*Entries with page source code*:
§
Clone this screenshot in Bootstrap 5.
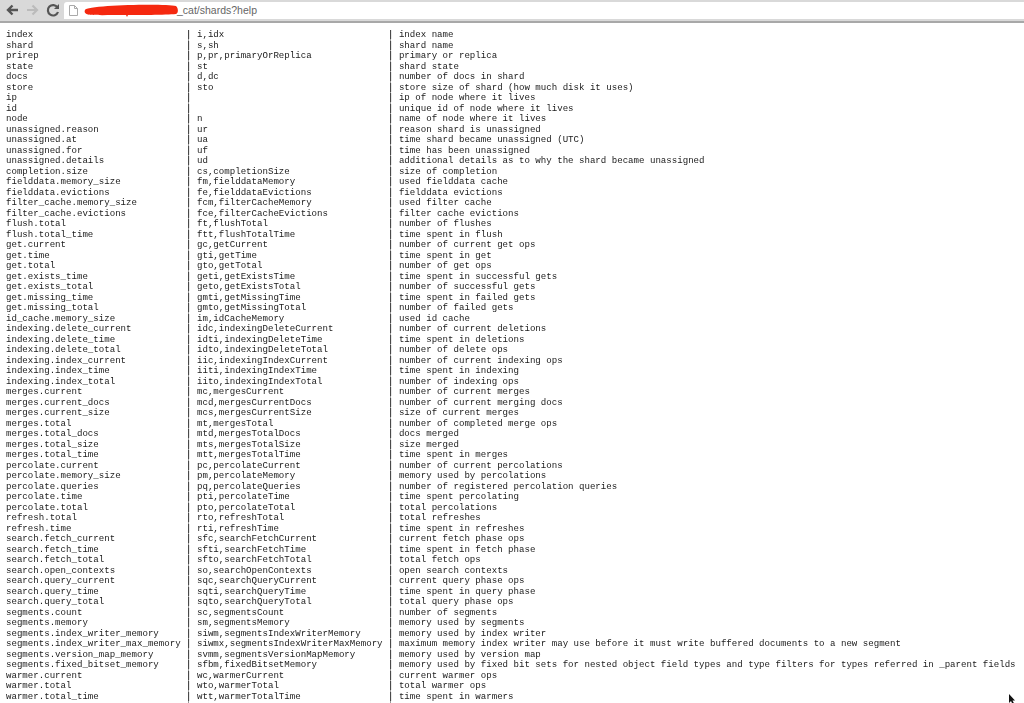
<!DOCTYPE html>
<html lang="en"><head><meta charset="utf-8"><title>_cat/shards?help</title>
<link href="https://cdn.jsdelivr.net/npm/bootstrap@5.3.0/dist/css/bootstrap.min.css" rel="stylesheet">
<style>
html,body{height:703px;overflow:hidden;background:#fff}
.chrome-bar{height:23px;background:#d9d9d9;border-bottom:2px solid #a8a8a8;padding:2px 0 0 5px}
.chrome-btn{width:16px;height:16px;flex:none}
.url-field{background:#fff;height:17px;margin-left:3px;padding-left:5px;font:10.5px/17px "Liberation Sans",sans-serif;color:#666;border-radius:3px 0 0 0}
.doc-icon{flex:none}
.scribble{width:94px;height:13px;flex:none;margin-left:6px;margin-right:-1px}
.help-text{margin:0;padding:7px 0 0 6px;font:9.1px/10.5px "Liberation Mono",monospace;color:#1a1a1a;overflow:hidden;height:680px;filter:blur(.35px);
background:linear-gradient(#999,#999) 188px 7px/1px 100% no-repeat,linear-gradient(#999,#999) 390px 7px/1px 100% no-repeat}
.cursor-mark{position:absolute;left:1008px;top:694px;width:8px;height:11px}
</style></head><body>
<div class="chrome-bar d-flex align-items-start">
<svg class="chrome-btn" viewBox="0 0 16 16"><path d="M13 8H4.500M7.500 3.500 3 8l4.500 4.500" fill="none" stroke="#555" stroke-width="2.400"/></svg>
<svg class="chrome-btn ms-1" viewBox="0 0 16 16"><path d="M2 8h9M7.500 3.500 12 8l-4.500 4.500" fill="none" stroke="#bbb" stroke-width="2.200"/></svg>
<svg class="chrome-btn ms-1" viewBox="0 0 16 16"><path d="M12.500 5.500A5.200 5.200 0 1 0 13 10" fill="none" stroke="#555" stroke-width="2.200"/><path d="M14 2v5H9z" fill="#555"/></svg>
<div class="url-field flex-grow-1 d-flex align-items-center">
<svg class="doc-icon" width="9" height="11" viewBox="0 0 9 11"><path d="M.5.500h5l3 3v7h-8z M5.500.500v3h3" fill="#fff" stroke="#aaa"/></svg>
<svg class="scribble" viewBox="0 0 94 13"><path d="M1 6C3 1 80-.5 92 2c2.500 2 2.500 7 0 8-10 1-40 1-48 1l-1 2-1-2C25 11 8 11.500 4 10.500 1 9.500 0 8 1 6z" fill="#f5280f"/></svg>
<span>_cat/shards?help</span>
</div></div>
<pre class="help-text">index                            | i,idx                              | index name
shard                            | s,sh                               | shard name
prirep                           | p,pr,primaryOrReplica              | primary or replica
state                            | st                                 | shard state
docs                             | d,dc                               | number of docs in shard
store                            | sto                                | store size of shard (how much disk it uses)
ip                               |                                    | ip of node where it lives
id                               |                                    | unique id of node where it lives
node                             | n                                  | name of node where it lives
unassigned.reason                | ur                                 | reason shard is unassigned
unassigned.at                    | ua                                 | time shard became unassigned (UTC)
unassigned.for                   | uf                                 | time has been unassigned
unassigned.details               | ud                                 | additional details as to why the shard became unassigned
completion.size                  | cs,completionSize                  | size of completion
fielddata.memory_size            | fm,fielddataMemory                 | used fielddata cache
fielddata.evictions              | fe,fielddataEvictions              | fielddata evictions
filter_cache.memory_size         | fcm,filterCacheMemory              | used filter cache
filter_cache.evictions           | fce,filterCacheEvictions           | filter cache evictions
flush.total                      | ft,flushTotal                      | number of flushes
flush.total_time                 | ftt,flushTotalTime                 | time spent in flush
get.current                      | gc,getCurrent                      | number of current get ops
get.time                         | gti,getTime                        | time spent in get
get.total                        | gto,getTotal                       | number of get ops
get.exists_time                  | geti,getExistsTime                 | time spent in successful gets
get.exists_total                 | geto,getExistsTotal                | number of successful gets
get.missing_time                 | gmti,getMissingTime                | time spent in failed gets
get.missing_total                | gmto,getMissingTotal               | number of failed gets
id_cache.memory_size             | im,idCacheMemory                   | used id cache
indexing.delete_current          | idc,indexingDeleteCurrent          | number of current deletions
indexing.delete_time             | idti,indexingDeleteTime            | time spent in deletions
indexing.delete_total            | idto,indexingDeleteTotal           | number of delete ops
indexing.index_current           | iic,indexingIndexCurrent           | number of current indexing ops
indexing.index_time              | iiti,indexingIndexTime             | time spent in indexing
indexing.index_total             | iito,indexingIndexTotal            | number of indexing ops
merges.current                   | mc,mergesCurrent                   | number of current merges
merges.current_docs              | mcd,mergesCurrentDocs              | number of current merging docs
merges.current_size              | mcs,mergesCurrentSize              | size of current merges
merges.total                     | mt,mergesTotal                     | number of completed merge ops
merges.total_docs                | mtd,mergesTotalDocs                | docs merged
merges.total_size                | mts,mergesTotalSize                | size merged
merges.total_time                | mtt,mergesTotalTime                | time spent in merges
percolate.current                | pc,percolateCurrent                | number of current percolations
percolate.memory_size            | pm,percolateMemory                 | memory used by percolations
percolate.queries                | pq,percolateQueries                | number of registered percolation queries
percolate.time                   | pti,percolateTime                  | time spent percolating
percolate.total                  | pto,percolateTotal                 | total percolations
refresh.total                    | rto,refreshTotal                   | total refreshes
refresh.time                     | rti,refreshTime                    | time spent in refreshes
search.fetch_current             | sfc,searchFetchCurrent             | current fetch phase ops
search.fetch_time                | sfti,searchFetchTime               | time spent in fetch phase
search.fetch_total               | sfto,searchFetchTotal              | total fetch ops
search.open_contexts             | so,searchOpenContexts              | open search contexts
search.query_current             | sqc,searchQueryCurrent             | current query phase ops
search.query_time                | sqti,searchQueryTime               | time spent in query phase
search.query_total               | sqto,searchQueryTotal              | total query phase ops
segments.count                   | sc,segmentsCount                   | number of segments
segments.memory                  | sm,segmentsMemory                  | memory used by segments
segments.index_writer_memory     | siwm,segmentsIndexWriterMemory     | memory used by index writer
segments.index_writer_max_memory | siwmx,segmentsIndexWriterMaxMemory | maximum memory index writer may use before it must write buffered documents to a new segment
segments.version_map_memory      | svmm,segmentsVersionMapMemory      | memory used by version map
segments.fixed_bitset_memory     | sfbm,fixedBitsetMemory             | memory used by fixed bit sets for nested object field types and type filters for types referred in _parent fields
warmer.current                   | wc,warmerCurrent                   | current warmer ops
warmer.total                     | wto,warmerTotal                    | total warmer ops
warmer.total_time                | wtt,warmerTotalTime                | time spent in warmers
</pre>
<svg class="cursor-mark" viewBox="0 0 8 11"><path d="M1 0v9l2-2 2 4 1.500-.7-2-3.800H7z" fill="#111"/></svg>
<script src="https://cdn.jsdelivr.net/npm/bootstrap@5.3.0/dist/js/bootstrap.bundle.min.js"></script>
</body></html>
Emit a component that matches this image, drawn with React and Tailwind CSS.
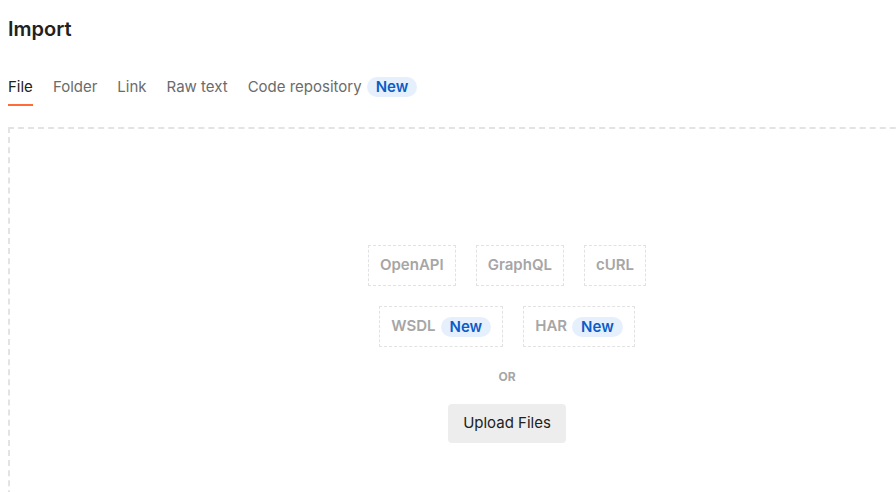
import React from "react";

function Badge() {
  return (
    <span className="ml-[5px] rounded-full bg-[#e6f0fd] px-[9px] py-[1px] text-[15px] font-semibold leading-[18px] text-[#0b5cc7]">
      New
    </span>
  );
}

function Option({ label, isNew }) {
  return (
    <div className="flex h-[41px] items-center border border-dashed border-[#e2e2e2] px-[11px] text-[15px] font-semibold text-[#a6a6a6]">
      {label}
      {isNew && <Badge />}
    </div>
  );
}

export default function App() {
  const tabs = ["File", "Folder", "Link", "Raw text"];

  return (
    <div
      className="h-[492px] w-[896px] overflow-hidden bg-white"
      style={{ fontFamily: "Inter, 'Noto Sans', sans-serif" }}
    >
      <div className="px-2">
        <h1 className="pt-[17px] text-[20px] font-semibold leading-[24px] text-[#212121]">
          Import
        </h1>
        <div className="mt-[36px] flex items-start gap-5 text-[15px] leading-[20px]">
          {tabs.map((t, i) => (
            <div key={t} className="flex flex-col">
              <span className={i === 0 ? "text-[#212121]" : "text-[#6b6b6b]"}>{t}</span>
              <span
                className={
                  "mt-[7px] h-[2px] w-full " + (i === 0 ? "bg-[#ff6c37]" : "bg-transparent")
                }
              />
            </div>
          ))}
          <div className="flex items-center text-[#6b6b6b]">
            Code repository
            <Badge />
          </div>
        </div>
        <div className="mt-[21px] h-[440px] w-[998px] border-2 border-dashed border-[#e3e3e3] pt-[116px]">
          <div className="flex flex-col items-center">
            <div className="flex gap-5">
              <Option label="OpenAPI" />
              <Option label="GraphQL" />
              <Option label="cURL" />
            </div>
            <div className="mt-5 flex gap-5">
              <Option label="WSDL" isNew />
              <Option label="HAR" isNew />
            </div>
            <div className="mt-[21px] text-[12px] font-bold text-[#a6a6a6]">OR</div>
            <button className="mt-[18px] h-[39px] rounded-[4px] bg-[#ededed] px-[15px] text-[15px] text-[#212121]">
              Upload Files
            </button>
          </div>
        </div>
      </div>
    </div>
  );
}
§
*Task goal*: Transcribe, leaving out pictures, each line from the one containing "Emit a component" through the one containing "import React from".

*Task response*:
Emit a component that matches this image, drawn with React and Tailwind CSS.
import React from "react";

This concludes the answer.